インターネットの利用にあたっては情報をデジタル化できるかどうかが大きなポイントになります。デジタル化できなければデータはおくれません。

画像や音声ではデジタル化が実現しています。たとえば絵画や音楽は、大きさとか臨場感などを別にすれば送受信が可能です。最近は、4K・8Kやハイレゾなどが開発され、高画質化・高音質化がいちじるしいです。

彫刻はどうでしょうか? 彫刻だっておくれるといって写真を撮っておくってきた人がいましたが、これは、写真(画像データ)をおくったのであって、彫刻そのものをおくったのではありません。3次元の物体(立体)をインターネットでおくることはそもそもできませんでした。しかし最近、3D プリンターが発明されました。これをつかえば、データを受信して、立体を復元することができます。技術は進歩しています。

わたしは、ステレオ写真をつかっています。送信は、普通の画像データとしておこない、それをうけとった人が、人間の立体視能力をつかって3次元に復元するという方法です。インターネットと人間そのものの情報処理能力をくみあわせているわけです。現地・現場の空間やそこにあったものはすべて3次元なのですから、それらを3次元で認知するのは自然なやり方だとおもいます。

味(味覚)はどうでしょうか? 先日、あたらしいソースをみつけました。酸味があってスパイシーだけれども、まろやかさがあってとてもおいしいソースでした。すっきりしているのにこくがあります。カレーのかくし味としてもつかえます。

味だっておくれるとおもう人がいるかもしれませんが、これは、味を言葉に変換しておくったのであり、味そのものをおくったのではありません。言葉をうけとった人はその味を「想像」するか、レシピなどをよんで自分でつくって再現するしかありません。味そのものをおくろうとおもったら、ソースそのものを宅配などでおくることになります。

先日、ある番組みていたら、「おいしーーぃ。メッチャおいしい。おいしい、おいしい。うーん、おいしい。すげー。」といっていた人がいましたが、これでは味はつたわりません。味をつたえるためには語彙力が必要です。この人は、言葉と通信の仕組みを勉強しなければなりません。

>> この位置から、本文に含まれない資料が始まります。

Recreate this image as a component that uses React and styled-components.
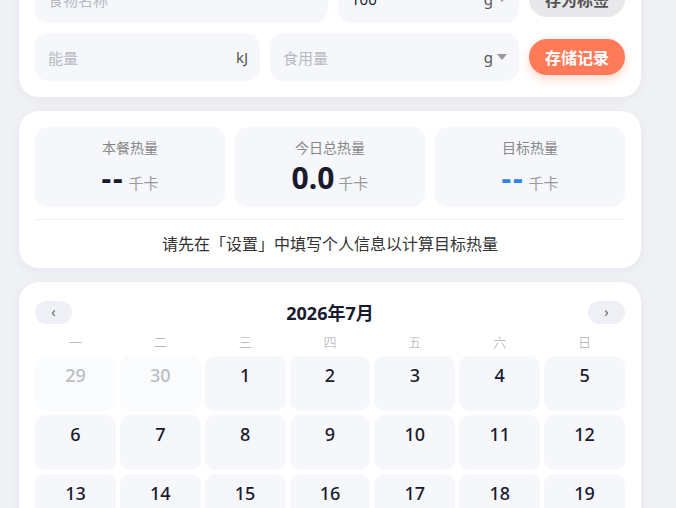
import styled, { createGlobalStyle } from 'styled-components'

const GlobalStyle = createGlobalStyle`
  * { box-sizing: border-box; }
  body {
    margin: 0;
    background: #f0f1f5;
    font-family: "Noto Sans", "Noto Sans CJK SC", sans-serif;
    color: #1a1a2e;
  }
`

const Page = styled.main`
  width: 622px;
  margin: -41px 0 0 19px;
  display: flex;
  flex-direction: column;
  gap: 14px;
`

const Card = styled.section`
  background: #fff;
  border-radius: 20px;
  padding: ${props => props.tight ? '16px 16px 12px' : '16px'};
  box-shadow: 0 2px 12px rgba(30, 40, 80, 0.05);
`

const FormRows = styled.div`
  display: flex;
  flex-direction: column;
  gap: 10px;
`

const FormRow = styled.div`
  display: grid;
  grid-template-columns: ${props => props.cols};
  gap: 10px;
  align-items: center;
`

const Field = styled.div`
  height: 48px;
  border-radius: 14px;
  background: #f6f7fb;
  display: flex;
  align-items: center;
  padding: 0 10px 0 13px;
  font-size: 15px;
`

const Placeholder = styled.span`
  flex: 1;
  color: ${props => props.filled ? '#1a1a2e' : '#b6bac4'};
`

const Unit = styled.span`
  color: #555;
  font-size: 15px;
  display: flex;
  align-items: center;
  gap: 4px;
  padding-right: 2px;
`

const Caret = styled.span`
  width: 0;
  height: 0;
  border-left: 5px solid transparent;
  border-right: 5px solid transparent;
  border-top: 6px solid #999;
`

const PillButton = styled.button`
  height: 36px;
  border: none;
  border-radius: 18px;
  font-family: inherit;
  font-size: 16px;
  font-weight: 700;
  cursor: pointer;
  background: ${props => props.primary ? '#ff7a59' : '#e8e8ea'};
  color: ${props => props.primary ? '#fff' : '#555'};
  box-shadow: ${props => props.primary ? '0 4px 10px rgba(255, 122, 89, 0.3)' : 'none'};
`

const Stats = styled.div`
  display: grid;
  grid-template-columns: repeat(3, 1fr);
  gap: 10px;
`

const StatBox = styled.div`
  background: #f6f7fb;
  border-radius: 14px;
  padding: 11px 0;
  display: flex;
  flex-direction: column;
  align-items: center;
  gap: 2px;
`

const StatLabel = styled.div`
  font-size: 14px;
  line-height: 20px;
  color: #888;
`

const StatValue = styled.div`
  display: flex;
  align-items: baseline;
  line-height: 36px;
  height: 36px;
`

const Number = styled.span`
  font-size: 30px;
  font-weight: 700;
  color: ${props => props.accent ? '#2f80ed' : '#1a1a2e'};
  letter-spacing: ${props => props.dash ? '2px' : '0'};
`

const Kcal = styled.span`
  font-size: 15px;
  color: #999;
  margin-left: 4px;
`

const Note = styled.p`
  margin: 12px 0 0;
  padding-top: 12px;
  border-top: 1px solid #f0f1f4;
  text-align: center;
  font-size: 16px;
  line-height: 24px;
  color: #333;
`

const CalHeader = styled.div`
  height: 28px;
  display: flex;
  align-items: center;
  justify-content: space-between;
  margin-bottom: 6px;
`

const NavButton = styled.button`
  width: 37px;
  height: 23px;
  border: none;
  border-radius: 12px;
  background: #eef0f5;
  color: #666;
  font-size: 14px;
  line-height: 1;
  padding: 0;
  font-family: inherit;
  cursor: pointer;
`

const MonthTitle = styled.h3`
  margin: 0;
  font-size: 18px;
  font-weight: 700;
  color: #1a1a2e;
`

const DayGrid = styled.div`
  display: grid;
  grid-template-columns: repeat(7, 1fr);
  gap: 4px;
`

const Weekday = styled.div`
  height: 20px;
  line-height: 20px;
  text-align: center;
  font-size: 13px;
  font-weight: 300;
  color: #aaa;
`

const DayCell = styled.div`
  height: 55px;
  border-radius: 10px;
  background: ${props => props.outside ? '#fafbfd' : '#f6f7fb'};
  color: ${props => props.outside ? '#bbbcc4' : '#1a1a2e'};
  text-align: center;
  padding-top: 7px;
  font-size: 18px;
  line-height: 24px;
  font-weight: 500;
`

const weekdays = ['一', '二', '三', '四', '五', '六', '日']

const days = [
  { d: 29, outside: true },
  { d: 30, outside: true },
  ...Array.from({ length: 31 }, (_, i) => ({ d: i + 1 })),
  { d: 1, outside: true },
  { d: 2, outside: true },
]

export default function App() {
  return (
    <>
      <GlobalStyle />
      <Page>
        <Card>
          <FormRows>
            <FormRow cols="293px 181px 96px">
              <Field><Placeholder>食物名称</Placeholder></Field>
              <Field><Placeholder filled>100</Placeholder><Unit>g<Caret /></Unit></Field>
              <PillButton>存为标签</PillButton>
            </FormRow>
            <FormRow cols="225px 249px 96px">
              <Field><Placeholder>能量</Placeholder><Unit>kJ</Unit></Field>
              <Field><Placeholder>食用量</Placeholder><Unit>g<Caret /></Unit></Field>
              <PillButton primary>存储记录</PillButton>
            </FormRow>
          </FormRows>
        </Card>

        <Card tight>
          <Stats>
            <StatBox>
              <StatLabel>本餐热量</StatLabel>
              <StatValue><Number dash>--</Number><Kcal>千卡</Kcal></StatValue>
            </StatBox>
            <StatBox>
              <StatLabel>今日总热量</StatLabel>
              <StatValue><Number>0.0</Number><Kcal>千卡</Kcal></StatValue>
            </StatBox>
            <StatBox>
              <StatLabel>目标热量</StatLabel>
              <StatValue><Number dash accent>--</Number><Kcal>千卡</Kcal></StatValue>
            </StatBox>
          </Stats>
          <Note>请先在「设置」中填写个人信息以计算目标热量</Note>
        </Card>

        <Card>
          <CalHeader>
            <NavButton>‹</NavButton>
            <MonthTitle>2026年7月</MonthTitle>
            <NavButton>›</NavButton>
          </CalHeader>
          <DayGrid>
            {weekdays.map(w => <Weekday key={w}>{w}</Weekday>)}
            {days.map((day, i) => (
              <DayCell key={i} outside={day.outside}>{day.d}</DayCell>
            ))}
          </DayGrid>
        </Card>
      </Page>
    </>
  )
}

言葉は、データ(信号)に変換してインターネットでおくれます。インターネットでメッセージをアウトプット(表現)するためには言語化能力が必要であり、元の情報を言語化するためのプロセシング能力がとわれます。現地・現場の一次情報を言語化する能力をみがいていかなければなりません。

言葉とはそもそも、元の情報を記号化して送受信ができるようにしたものでした。言葉には元来、デジタル化の性格がそなわっていたのです。言葉とくに文字を人間が発明したときに、情報化の最初の一歩があったといってもよいでしょう。